■ ENTRIES SHOWN
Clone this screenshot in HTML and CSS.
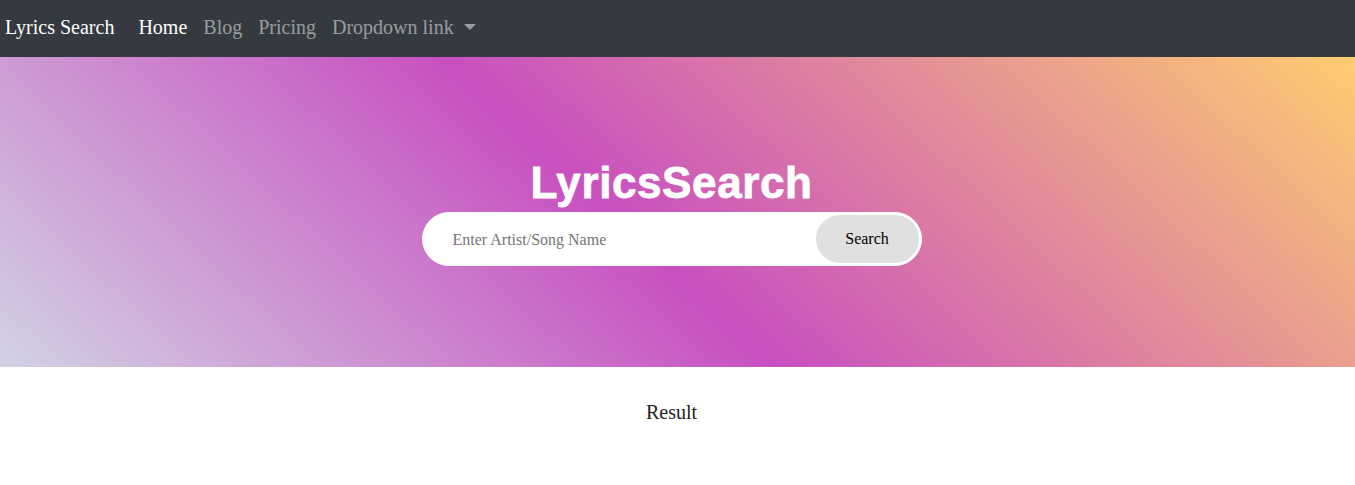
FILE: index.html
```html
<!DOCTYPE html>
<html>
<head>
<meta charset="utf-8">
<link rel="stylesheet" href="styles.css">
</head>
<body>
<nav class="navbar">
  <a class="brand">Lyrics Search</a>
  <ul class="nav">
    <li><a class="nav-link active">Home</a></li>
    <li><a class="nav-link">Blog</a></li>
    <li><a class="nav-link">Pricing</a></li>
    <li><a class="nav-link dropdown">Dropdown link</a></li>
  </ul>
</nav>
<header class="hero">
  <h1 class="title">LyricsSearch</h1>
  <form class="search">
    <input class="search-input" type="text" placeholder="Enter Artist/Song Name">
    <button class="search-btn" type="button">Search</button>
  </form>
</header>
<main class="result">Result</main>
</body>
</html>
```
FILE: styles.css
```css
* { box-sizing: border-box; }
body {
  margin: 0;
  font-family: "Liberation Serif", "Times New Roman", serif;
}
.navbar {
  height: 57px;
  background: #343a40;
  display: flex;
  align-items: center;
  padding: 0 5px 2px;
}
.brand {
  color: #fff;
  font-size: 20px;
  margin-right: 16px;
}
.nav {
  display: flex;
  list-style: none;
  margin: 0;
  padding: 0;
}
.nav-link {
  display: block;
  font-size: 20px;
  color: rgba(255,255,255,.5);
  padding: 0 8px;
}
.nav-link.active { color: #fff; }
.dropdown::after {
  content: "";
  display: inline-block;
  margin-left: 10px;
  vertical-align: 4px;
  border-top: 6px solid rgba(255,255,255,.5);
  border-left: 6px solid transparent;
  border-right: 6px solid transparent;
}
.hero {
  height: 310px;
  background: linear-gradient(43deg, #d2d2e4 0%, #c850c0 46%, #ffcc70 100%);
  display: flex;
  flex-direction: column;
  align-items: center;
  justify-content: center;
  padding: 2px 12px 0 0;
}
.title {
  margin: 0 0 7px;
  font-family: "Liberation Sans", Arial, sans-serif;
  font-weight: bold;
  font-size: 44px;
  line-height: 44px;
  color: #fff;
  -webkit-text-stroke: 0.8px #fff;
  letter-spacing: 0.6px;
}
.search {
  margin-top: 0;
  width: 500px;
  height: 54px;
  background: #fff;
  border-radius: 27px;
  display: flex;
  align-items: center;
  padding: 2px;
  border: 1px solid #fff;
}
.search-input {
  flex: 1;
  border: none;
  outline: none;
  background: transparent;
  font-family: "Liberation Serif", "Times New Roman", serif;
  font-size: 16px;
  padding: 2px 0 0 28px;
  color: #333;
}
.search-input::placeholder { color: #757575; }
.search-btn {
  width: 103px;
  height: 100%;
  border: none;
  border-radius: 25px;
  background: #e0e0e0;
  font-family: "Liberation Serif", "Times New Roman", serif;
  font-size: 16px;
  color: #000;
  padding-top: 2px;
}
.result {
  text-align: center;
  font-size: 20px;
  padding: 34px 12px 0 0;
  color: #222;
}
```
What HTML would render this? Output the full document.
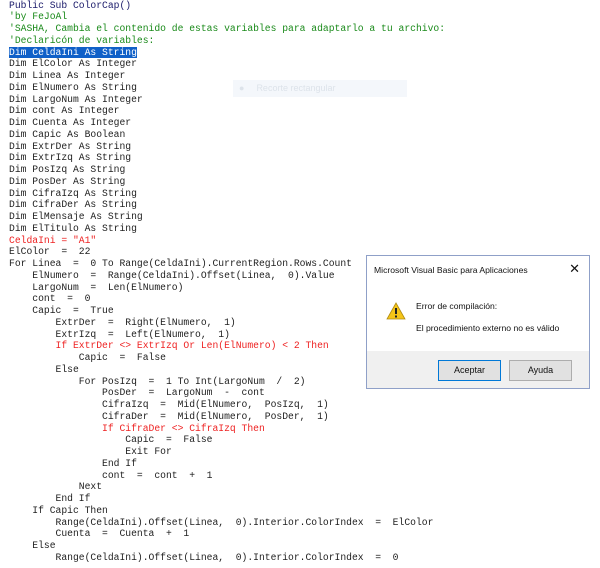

---

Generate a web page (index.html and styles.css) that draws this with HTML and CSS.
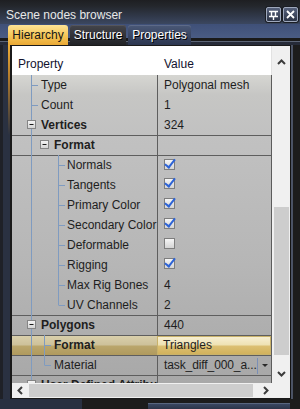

--

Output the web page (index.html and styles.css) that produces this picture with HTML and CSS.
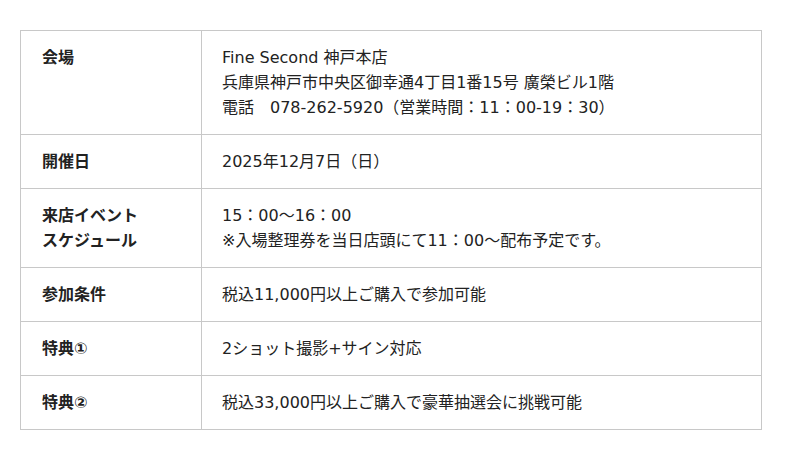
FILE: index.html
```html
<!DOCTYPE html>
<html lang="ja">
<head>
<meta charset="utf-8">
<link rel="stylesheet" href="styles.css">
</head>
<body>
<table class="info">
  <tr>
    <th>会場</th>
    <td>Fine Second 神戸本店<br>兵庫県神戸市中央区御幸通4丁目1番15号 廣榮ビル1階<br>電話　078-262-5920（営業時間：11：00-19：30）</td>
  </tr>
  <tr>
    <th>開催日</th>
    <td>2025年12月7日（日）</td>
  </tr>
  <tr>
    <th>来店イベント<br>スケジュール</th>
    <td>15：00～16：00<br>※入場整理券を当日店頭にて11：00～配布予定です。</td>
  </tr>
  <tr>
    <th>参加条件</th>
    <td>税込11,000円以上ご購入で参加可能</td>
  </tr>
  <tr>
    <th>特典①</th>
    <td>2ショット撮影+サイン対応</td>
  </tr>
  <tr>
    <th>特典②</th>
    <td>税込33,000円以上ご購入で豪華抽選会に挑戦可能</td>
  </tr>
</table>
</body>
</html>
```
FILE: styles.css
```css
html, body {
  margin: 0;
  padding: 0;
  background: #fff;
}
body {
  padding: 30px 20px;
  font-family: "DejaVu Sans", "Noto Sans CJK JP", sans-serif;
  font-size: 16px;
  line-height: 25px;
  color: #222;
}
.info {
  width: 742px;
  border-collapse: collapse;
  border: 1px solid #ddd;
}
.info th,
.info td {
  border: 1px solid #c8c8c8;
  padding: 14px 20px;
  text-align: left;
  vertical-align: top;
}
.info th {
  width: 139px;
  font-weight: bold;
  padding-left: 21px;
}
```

■ REQUIRED TASK
Calculate how many lines of the material include the string "with", and state that number by itself.

■ EXERCISE OUTPUT
2